The latest text refers to the $100 billion as a floor, potentially triggering a last-minute backlash from the United States and other developed nations fearful of being forced to sign a blank cheque.

Another remaining flashpoint issue is how to compensate developing nations that will be worst hit by climate change but are least to blame for it.

The developing nations are demanding “loss and damage” provisions, which Washington is particularly wary of as it fears they could make US companies vulnerable to legal challenges for compensation.

– Call for compromise –
As he released the draft of the pact, Fabius said a deal was “extremely close” but appealed for compromise from all sides.

Most nations submitted to the UN before the conference their voluntary plans to curb greenhouse gas emissions from 2020, a process that was widely hailed as an important platform for success.

But scientists say that, even if the cuts were fulfilled, they would still put Earth on track for warming of at least 2.7C.

Negotiators remain divided over when and how often to review national plans so that they can be “scaled up” with pledges for deeper emissions cuts.

The draft text sought to end some other key rows, by removing options and giving just one clear proposal on each of the disputes.

One of the most striking was over the temperature limit target to enshrine in the accord.

Nations most vulnerable to climate change had lobbied hard to limit warming to no more than 1.5 degrees Celsius (2.5 degrees Fahrenheit) compared with pre-Industrial Revolution levels.

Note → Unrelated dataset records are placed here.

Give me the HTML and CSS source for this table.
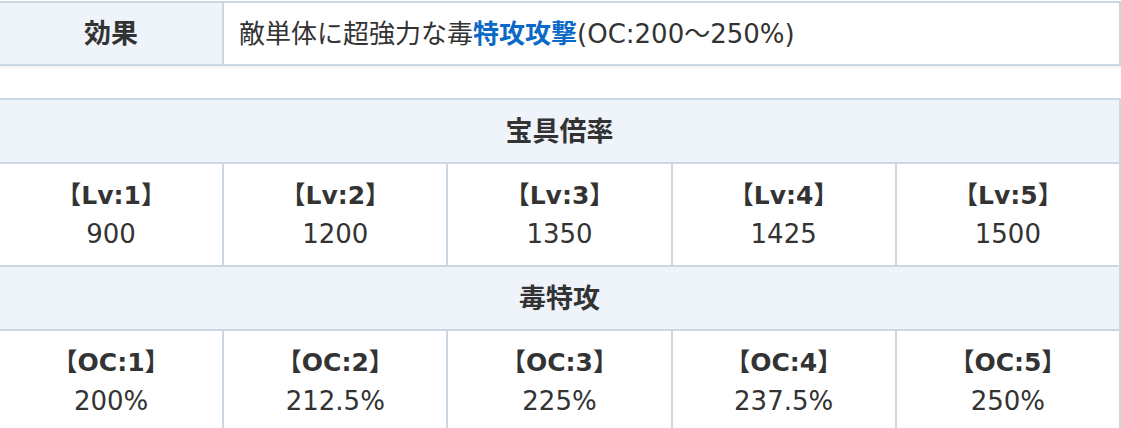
FILE: index.html
```html
<!DOCTYPE html>
<html lang="ja">
<head>
<meta charset="utf-8">
<title>宝具</title>
<link rel="stylesheet" href="styles.css">
</head>
<body>
<div class="page">
  <table class="info">
    <tr>
      <th class="label">効果</th>
      <td class="desc">敵単体に超強力な毒<strong class="hl">特攻攻撃</strong>(OC:200〜250%)</td>
    </tr>
  </table>

  <table class="info grid">
    <tr><th class="head" colspan="5">宝具倍率</th></tr>
    <tr>
      <td><b>【Lv:1】</b><span>900</span></td>
      <td><b>【Lv:2】</b><span>1200</span></td>
      <td><b>【Lv:3】</b><span>1350</span></td>
      <td><b>【Lv:4】</b><span>1425</span></td>
      <td><b>【Lv:5】</b><span>1500</span></td>
    </tr>
    <tr><th class="head" colspan="5">毒特攻</th></tr>
    <tr>
      <td><b>【OC:1】</b><span>200%</span></td>
      <td><b>【OC:2】</b><span>212.5%</span></td>
      <td><b>【OC:3】</b><span>225%</span></td>
      <td><b>【OC:4】</b><span>237.5%</span></td>
      <td><b>【OC:5】</b><span>250%</span></td>
    </tr>
  </table>
</div>
</body>
</html>
```

FILE: styles.css
```css
html, body {
  margin: 0;
  padding: 0;
  background: #ffffff;
}

body {
  font-family: "DejaVu Sans", "Noto Sans CJK JP", sans-serif;
  color: #333333;
  font-size: 26px;
  overflow: hidden;
}

.page {
  padding-top: 1px;
  display: flex;
  flex-direction: column;
  gap: 32px;
}

.info {
  width: 1123px;
  margin-left: -2px;
  border-collapse: separate;
  border-spacing: 2px;
  background: #cbd7e2;
  table-layout: fixed;
  box-shadow: 0 2px 2px rgba(0, 0, 0, 0.05);
}

.info th,
.info td {
  padding: 0;
}

.label {
  width: 222px;
  height: 61px;
  background: #eff3fa;
  font-size: 27px;
  font-weight: bold;
  text-align: center;
  vertical-align: middle;
  padding-bottom: 5px !important;
  box-sizing: border-box;
}

.desc {
  background: #ffffff;
  padding: 0 12px 5px 15px !important;
  text-align: left;
  vertical-align: middle;
  white-space: nowrap;
  font-size: 26px;
}

.hl {
  color: #0b69c7;
  font-weight: bold;
}

.head {
  height: 62px;
  background: #eff3fa;
  font-size: 27px;
  font-weight: bold;
  text-align: center;
  vertical-align: middle;
  padding-bottom: 4px !important;
  box-sizing: border-box;
}

.grid td {
  height: 101px;
  background: #ffffff;
  text-align: center;
  vertical-align: middle;
  line-height: 39px;
}

.grid td b,
.grid td span {
  display: block;
}

.grid td b {
  font-weight: bold;
  font-size: 25px;
}
```
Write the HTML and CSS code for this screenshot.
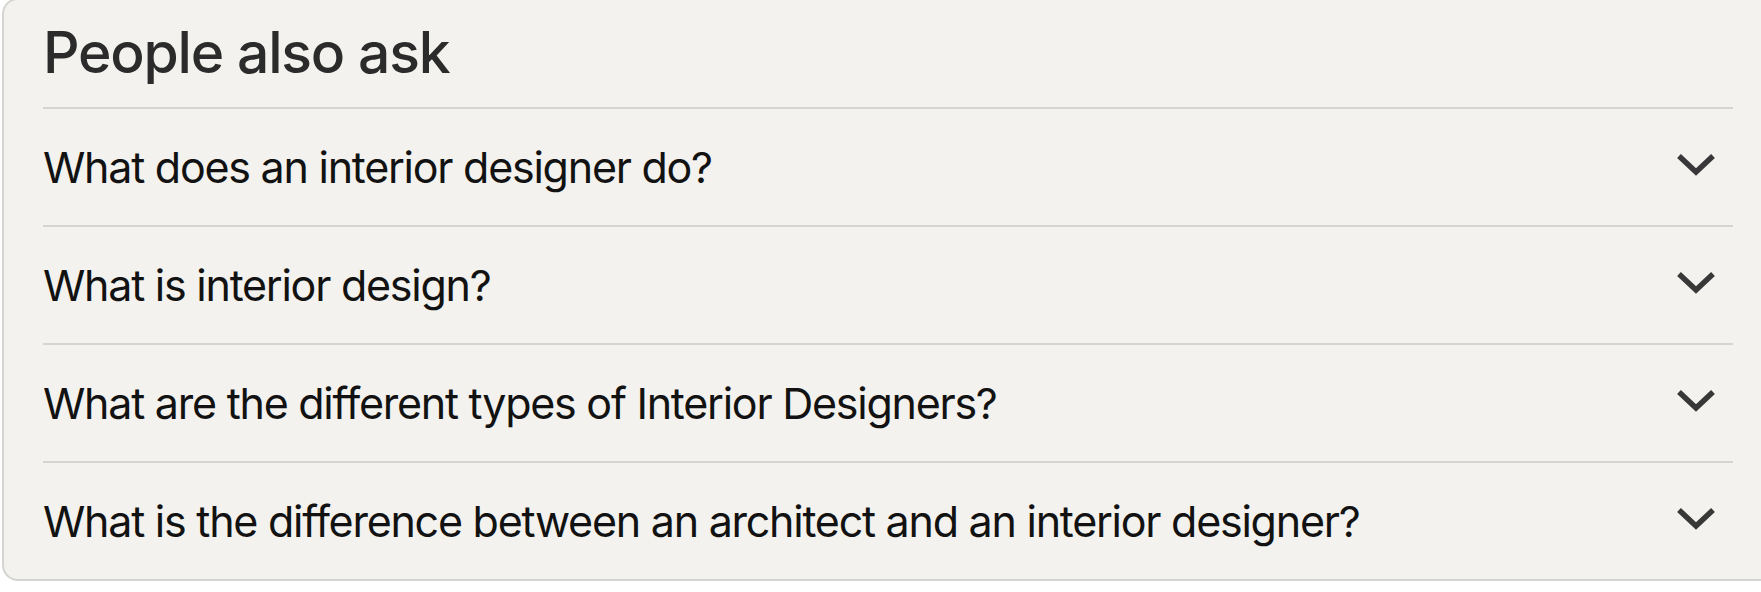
FILE: index.html
```html
<!DOCTYPE html>
<html>
<head>
<meta charset="utf-8">
<link rel="stylesheet" href="styles.css">
</head>
<body>
<div class="card">
  <h2 class="title">People also ask</h2>
  <div class="row">
    <span class="q">What does an interior designer do?</span>
    <svg class="chev" width="40" height="26" viewBox="0 0 40 26"><polyline points="3,4 20,20 37,4" fill="none" stroke="#383838" stroke-width="5.5"/></svg>
  </div>
  <div class="row">
    <span class="q">What is interior design?</span>
    <svg class="chev" width="40" height="26" viewBox="0 0 40 26"><polyline points="3,4 20,20 37,4" fill="none" stroke="#383838" stroke-width="5.5"/></svg>
  </div>
  <div class="row">
    <span class="q">What are the different types of Interior Designers?</span>
    <svg class="chev" width="40" height="26" viewBox="0 0 40 26"><polyline points="3,4 20,20 37,4" fill="none" stroke="#383838" stroke-width="5.5"/></svg>
  </div>
  <div class="row">
    <span class="q">What is the difference between an architect and an interior designer?</span>
    <svg class="chev" width="40" height="26" viewBox="0 0 40 26"><polyline points="3,4 20,20 37,4" fill="none" stroke="#383838" stroke-width="5.5"/></svg>
  </div>
</div>
</body>
</html>
```
FILE: styles.css
```css
html, body {
  margin: 0;
  padding: 0;
  background: #ffffff;
  overflow: hidden;
}
body {
  font-family: Inter, "Noto Sans", sans-serif;
}
.card {
  margin: -2px 0 0 2px;
  width: 1800px;
  box-sizing: border-box;
  background: #f3f2ee;
  border: 2px solid #d4d4d0;
  border-radius: 16px;
  padding: 0 65px 0 39px;
}
.card > * {
  width: 1690px;
}
.title {
  margin: 0;
  height: 107px;
  box-sizing: border-box;
  padding-top: 18px;
  font-size: 57px;
  font-weight: 500;
  color: #2b2b2b;
  letter-spacing: -1.2px;
  line-height: 70px;
}
.row {
  display: flex;
  justify-content: space-between;
  align-items: center;
  height: 118px;
  box-sizing: border-box;
  border-top: 2px solid #d4d4d0;
  padding-right: 17px;
}
.q {
  font-size: 43px;
  color: #121212;
  font-weight: 400;
  letter-spacing: -1.25px;
}
.chev {
  display: block;
  margin-top: -4px;
}
```
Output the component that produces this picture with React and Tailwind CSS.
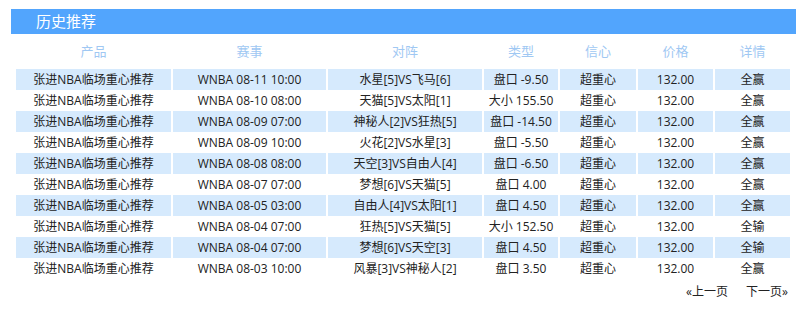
const rows = [
  ['张进NBA临场重心推荐', 'WNBA 08-11 10:00', '水星[5]VS飞马[6]', '盘口 -9.50', '超重心', '132.00', '全赢'],
  ['张进NBA临场重心推荐', 'WNBA 08-10 08:00', '天猫[5]VS太阳[1]', '大小 155.50', '超重心', '132.00', '全赢'],
  ['张进NBA临场重心推荐', 'WNBA 08-09 07:00', '神秘人[2]VS狂热[5]', '盘口 -14.50', '超重心', '132.00', '全赢'],
  ['张进NBA临场重心推荐', 'WNBA 08-09 10:00', '火花[2]VS水星[3]', '盘口 -5.50', '超重心', '132.00', '全赢'],
  ['张进NBA临场重心推荐', 'WNBA 08-08 08:00', '天空[3]VS自由人[4]', '盘口 -6.50', '超重心', '132.00', '全赢'],
  ['张进NBA临场重心推荐', 'WNBA 08-07 07:00', '梦想[6]VS天猫[5]', '盘口 4.00', '超重心', '132.00', '全赢'],
  ['张进NBA临场重心推荐', 'WNBA 08-05 03:00', '自由人[4]VS太阳[1]', '盘口 4.50', '超重心', '132.00', '全赢'],
  ['张进NBA临场重心推荐', 'WNBA 08-04 07:00', '狂热[5]VS天猫[5]', '大小 152.50', '超重心', '132.00', '全输'],
  ['张进NBA临场重心推荐', 'WNBA 08-04 07:00', '梦想[6]VS天空[3]', '盘口 4.50', '超重心', '132.00', '全输'],
  ['张进NBA临场重心推荐', 'WNBA 08-03 10:00', '风暴[3]VS神秘人[2]', '盘口 3.50', '超重心', '132.00', '全赢'],
];

const heads = ['产品', '赛事', '对阵', '类型', '信心', '价格', '详情'];

const App = () => {
  return (
    <div className="w-[810px] h-[310px] bg-white pt-[9px] font-['Open_Sans','Noto_Sans_CJK_SC',sans-serif]">
      {/* Title bar */}
      <div className="ml-[11px] w-[785px] h-[25px] bg-[#52a5fd] flex items-center pl-[25px]">
        <span className="text-white text-[15px] leading-none">历史推荐</span>
      </div>

      {/* Table */}
      <div className="ml-[16px] mt-[1px] grid grid-cols-[155px_153px_154px_74px_76px_75px_75px] gap-x-[2px]">
        {heads.map((h) => (
          <div key={h} className="h-[34px] flex items-center justify-center text-[13px] text-[#9fc8f3]">
            {h}
          </div>
        ))}
        {rows.map((r, i) =>
          r.map((c, j) => (
            <div
              key={i + '-' + j}
              className={
                'h-[21px] flex items-center justify-center text-[12px] text-[#222] ' +
                (i % 2 === 0 ? 'bg-[#d6eafd]' : 'bg-white')
              }
            >
              {c}
            </div>
          ))
        )}
      </div>

      {/* Pager */}
      <div className="mt-[4px] w-[788px] flex justify-end gap-[18px] text-[12px] text-[#222]">
        <span>«上一页</span>
        <span>下一页»</span>
      </div>
    </div>
  );
};

export default App;
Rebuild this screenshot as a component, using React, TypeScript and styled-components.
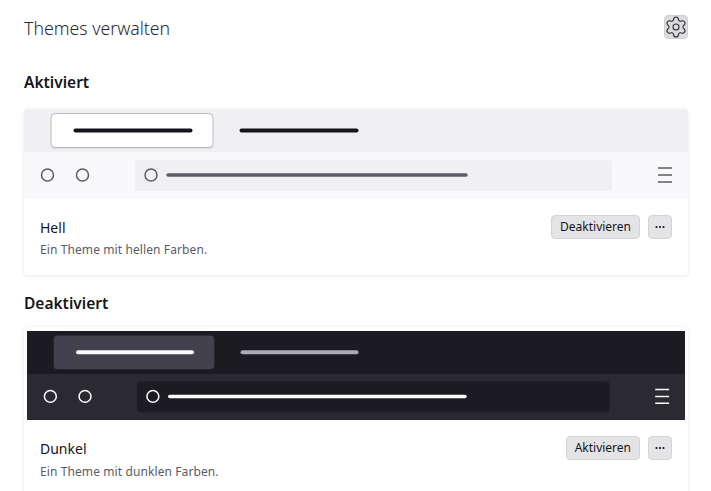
import styled, { createGlobalStyle } from "styled-components";
import { Settings } from "lucide-react";

const GlobalStyle = createGlobalStyle`
  html, body {
    margin: 0;
    height: 100%;
    overflow: hidden;
    background: #fff;
  }
  body {
    font-family: "Noto Sans", "Open Sans", sans-serif;
    color: #15141a;
  }
`;

const Page = styled.div`
  display: flex;
  flex-direction: column;
  padding: 15px 23px 0 24px;
`;

const Header = styled.header`
  display: flex;
  justify-content: space-between;
  align-items: center;
  height: 24px;
  margin-bottom: 31px;
`;

const Title = styled.h1`
  margin: 1px 0 0;
  font-size: 17.7px;
  font-weight: 300;
  color: #2b2a33;
`;

const GearButton = styled.button`
  display: flex;
  align-items: center;
  justify-content: center;
  width: 24px;
  height: 24px;
  padding: 0;
  border: 1px solid #d0d0d2;
  border-radius: 4px;
  background: #dcdcde;
  color: #2b2a33;
  overflow: visible;

  svg {
    flex: none;
  }
`;

const SectionTitle = styled.h2`
  margin: 0;
  height: 24px;
  font-size: 15.5px;
  line-height: 24px;
  font-weight: 600;
  color: #15141a;
`;

const Card = styled.section<{ $inset: boolean }>`
  display: flex;
  flex-direction: column;
  margin-top: ${(p) => (p.$inset ? "12px" : "15px")};
  margin-bottom: 16px;
  padding: ${(p) => (p.$inset ? "4px 3px 0" : "0")};
  border-radius: 4px;
  overflow: hidden;
  background: #fff;
  box-shadow: 0 1px 4px rgba(58, 57, 68, 0.12);
`;

const Preview = styled.svg`
  display: block;
  width: 100%;
  flex: none;

  rect.band {
    shape-rendering: crispEdges;
  }
`;

const Info = styled.div<{ $inset: boolean }>`
  display: flex;
  justify-content: space-between;
  align-items: flex-start;
  padding: ${(p) => (p.$inset ? "16px 13px 0" : "16px 16px 0")};
  height: 60px;
`;

const Name = styled.div`
  font-size: 14px;
  line-height: 26px;
  font-weight: 450;
  color: #15141a;
`;

const Description = styled.div<{ $inset: boolean }>`
  margin-top: ${(p) => (p.$inset ? "2px" : "1px")};
  font-size: 12px;
  line-height: 16px;
  letter-spacing: 0.1px;
  color: #5b5b66;
`;

const Actions = styled.div`
  display: flex;
  gap: 8px;
`;

const ActionButton = styled.button`
  height: 24px;
  padding: 0 8px;
  border: 1px solid #d4d4d6;
  border-radius: 4px;
  background: #e4e4e6;
  color: #15141a;
  font-family: inherit;
  font-size: 12px;
  line-height: 20px;
`;

const MoreButton = styled(ActionButton)`
  width: 24px;
  padding: 0;
  display: flex;
  align-items: center;
  justify-content: center;
`;

type Palette = {
  frame: string;
  toolbar: string;
  tab: string;
  tabStroke: string;
  tabShadow: string;
  tabLine: string;
  otherTab: string;
  field: string;
  fieldLine: string;
  icon: string;
};

const light: Palette = {
  frame: "#f0f0f4",
  toolbar: "#f9f9fb",
  tab: "#ffffff",
  tabStroke: "#b8b8bf",
  tabShadow: "#d0d0d6",
  tabLine: "#15141a",
  otherTab: "#15141a",
  field: "#f0f0f4",
  fieldLine: "#5b5b66",
  icon: "#5b5b66",
};

const dark: Palette = {
  frame: "#1c1b22",
  toolbar: "#2b2a33",
  tab: "#42414d",
  tabStroke: "none",
  tabShadow: "none",
  tabLine: "#fbfbfe",
  otherTab: "#ababb0",
  field: "#1c1b22",
  fieldLine: "#fbfbfe",
  icon: "#fbfbfe",
};

function ThemePreview({ palette }: { palette: Palette }) {
  return (
    <Preview viewBox="0 0 664 90">
      <rect className="band" width="664" height="44" fill={palette.frame} />
      <rect x="27" y="5.5" width="162" height="34" rx="4" fill={palette.tabShadow} />
      <rect x="27" y="4.5" width="162" height="34" rx="4" fill={palette.tab} stroke={palette.tabStroke} />
      <line x1="51.5" y1="21.5" x2="166.5" y2="21.5" stroke={palette.tabLine} strokeWidth="4" strokeLinecap="round" />
      <line x1="217.5" y1="21.5" x2="332.5" y2="21.5" stroke={palette.otherTab} strokeWidth="4" strokeLinecap="round" />
      <rect className="band" y="43" width="664" height="47" fill={palette.toolbar} />
      <circle cx="23.5" cy="66" r="6" fill="none" stroke={palette.icon} strokeWidth="1.5" />
      <circle cx="58.5" cy="66" r="6" fill="none" stroke={palette.icon} strokeWidth="1.5" />
      <rect x="111" y="51" width="477" height="31" rx="4" fill={palette.field} />
      <circle cx="127" cy="66" r="6" fill="none" stroke={palette.icon} strokeWidth="1.5" />
      <line x1="144" y1="66" x2="442" y2="66" stroke={palette.fieldLine} strokeWidth="3.5" strokeLinecap="round" />
      <path d="M634 59h14M634 66h14M634 73h14" stroke={palette.icon} strokeWidth="1.5" fill="none" />
    </Preview>
  );
}

function ThemeCard({ name, description, action, palette, inset }: { name: string; description: string; action: string; palette: Palette; inset: boolean }) {
  return (
    <Card $inset={inset}>
      <ThemePreview palette={palette} />
      <Info $inset={inset}>
        <div>
          <Name>{name}</Name>
          <Description $inset={inset}>{description}</Description>
        </div>
        <Actions>
          <ActionButton>{action}</ActionButton>
          <MoreButton>
            <svg width="10" height="4" viewBox="0 0 10 4" fill="#15141a">
              <circle cx="1.5" cy="2" r="1.1" />
              <circle cx="5" cy="2" r="1.1" />
              <circle cx="8.5" cy="2" r="1.1" />
            </svg>
          </MoreButton>
        </Actions>
      </Info>
    </Card>
  );
}

export default function App() {
  return (
    <Page>
      <GlobalStyle />
      <Header>
        <Title>Themes verwalten</Title>
        <GearButton>
          <Settings size={24} strokeWidth={1.1} />
        </GearButton>
      </Header>
      <SectionTitle>Aktiviert</SectionTitle>
      <ThemeCard name="Hell" description="Ein Theme mit hellen Farben." action="Deaktivieren" palette={light} inset={false} />
      <SectionTitle>Deaktiviert</SectionTitle>
      <ThemeCard name="Dunkel" description="Ein Theme mit dunklen Farben." action="Aktivieren" palette={dark} inset={true} />
    </Page>
  );
}
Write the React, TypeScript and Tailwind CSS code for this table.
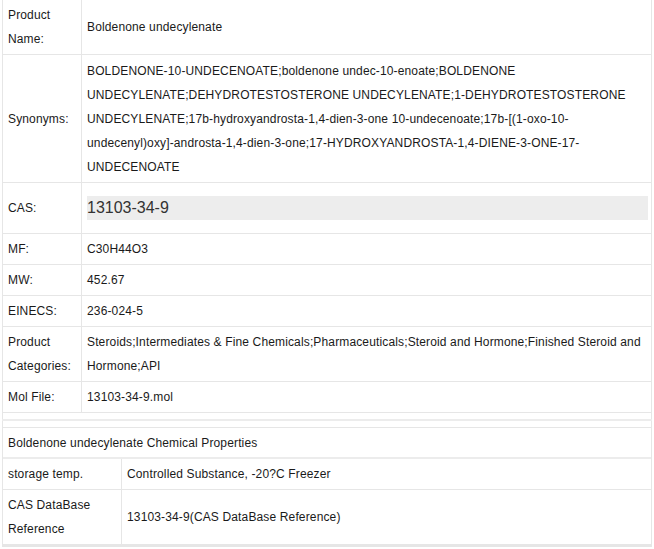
import React from "react";

// Product info rows (label may contain line breaks).
const rows: { label: React.ReactNode; value: React.ReactNode; h: string }[] = [
  {
    label: (
      <>
        Product
        <br />
        Name:
      </>
    ),
    value: "Boldenone undecylenate",
    h: "h-[55px]",
  },
  {
    label: "Synonyms:",
    value: (
      <>
        BOLDENONE-10-UNDECENOATE;boldenone undec-10-enoate;BOLDENONE
        <br />
        UNDECYLENATE;DEHYDROTESTOSTERONE UNDECYLENATE;1-DEHYDROTESTOSTERONE
        <br />
        UNDECYLENATE;17b-hydroxyandrosta-1,4-dien-3-one 10-undecenoate;17b-[(1-oxo-10-
        <br />
        undecenyl)oxy]-androsta-1,4-dien-3-one;17-HYDROXYANDROSTA-1,4-DIENE-3-ONE-17-
        <br />
        UNDECENOATE
      </>
    ),
    h: "h-[128px]",
  },
];

const simpleRows = [
  { label: "MF:", value: "C30H44O3" },
  { label: "MW:", value: "452.67" },
  { label: "EINECS:", value: "236-024-5" },
];

function Row({
  label,
  children,
  h,
  labelW = "grid-cols-[79px_1fr]",
}: {
  label: React.ReactNode;
  children: React.ReactNode;
  h: string;
  labelW?: string;
}) {
  return (
    <div className={`grid ${labelW} border-b border-[#e6e6e6] ${h}`}>
      <div className="flex items-center border-r border-[#e6e6e6] pl-[5px]">
        <div>{label}</div>
      </div>
      <div className="flex items-center pl-[5px] pr-[3px]">
        <div className="whitespace-nowrap">{children}</div>
      </div>
    </div>
  );
}

export default function App() {
  return (
    <div
      className="w-[654px] h-[549px] bg-white pl-[2px] pr-[2px] text-[12px] leading-[24px] tracking-[0.14px] text-[#1a1a1a] overflow-hidden"
      style={{ fontFamily: '"Liberation Sans", Arial, sans-serif' }}
    >
      {/* Product table */}
      <div className="border-l border-r border-[#e6e6e6]">
        {rows.map((r, i) => (
          <Row key={i} label={r.label} h={r.h}>
            {r.value}
          </Row>
        ))}
        <div className="grid grid-cols-[79px_1fr] border-b border-[#e6e6e6] h-[51px]">
          <div className="flex items-center border-r border-[#e6e6e6] pl-[5px]">CAS:</div>
          <div className="flex items-center pl-[5px] pr-[3px]">
            <div className="w-full h-[24px] bg-[#ededed] text-[16px] leading-[24px] tracking-normal text-[#333]">
              13103-34-9
            </div>
          </div>
        </div>
        {simpleRows.map((r) => (
          <Row key={r.label} label={r.label} h="h-[31px]">
            {r.value}
          </Row>
        ))}
        <Row
          label={
            <>
              Product
              <br />
              Categories:
            </>
          }
          h="h-[55px]"
        >
          Steroids;Intermediates &amp; Fine Chemicals;Pharmaceuticals;Steroid and Hormone;Finished Steroid and
          <br />
          Hormone;API
        </Row>
        <Row label="Mol File:" h="h-[31px]">
          13103-34-9.mol
        </Row>
      </div>

      {/* spacer strip */}
      <div className="h-[6px] border-l border-r border-[#e6e6e6]" />
      <div className="h-[2px] bg-[#ececec]" />
      <div className="h-[6px] border-l border-r border-[#e6e6e6]" />

      {/* Chemical properties table */}
      <div className="border-l border-r border-t border-b-2 border-[#e6e6e6]">
        <div className="h-[31px] flex items-center pl-[5px] border-b-2 border-[#ececec]">
          Boldenone undecylenate Chemical Properties
        </div>
        <Row label="storage temp." h="h-[31px]" labelW="grid-cols-[119px_1fr]">
          Controlled Substance, -20?C Freezer
        </Row>
        <Row
          label={
            <>
              CAS DataBase
              <br />
              Reference
            </>
          }
          h="h-[55px]"
          labelW="grid-cols-[119px_1fr]"
        >
          13103-34-9(CAS DataBase Reference)
        </Row>
      </div>
    </div>
  );
}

However several big polluters, such as China and India as well as oil producing-giant Saudi Arabia, prefer a ceiling of 2C, which would allow them to burn fossil fuels for longer.

The latest draft offers a compromise that states the purpose of the agreement is to hold temperatures to well below 2C, but aim for 1.5C.

“With this, I would be able to go home and tell my people that our chance for survival is not lost,” said Tony de Brum, foreign minister of the Marshall Islands, one of the archipelagic nations that could be wiped out by rising sea levels.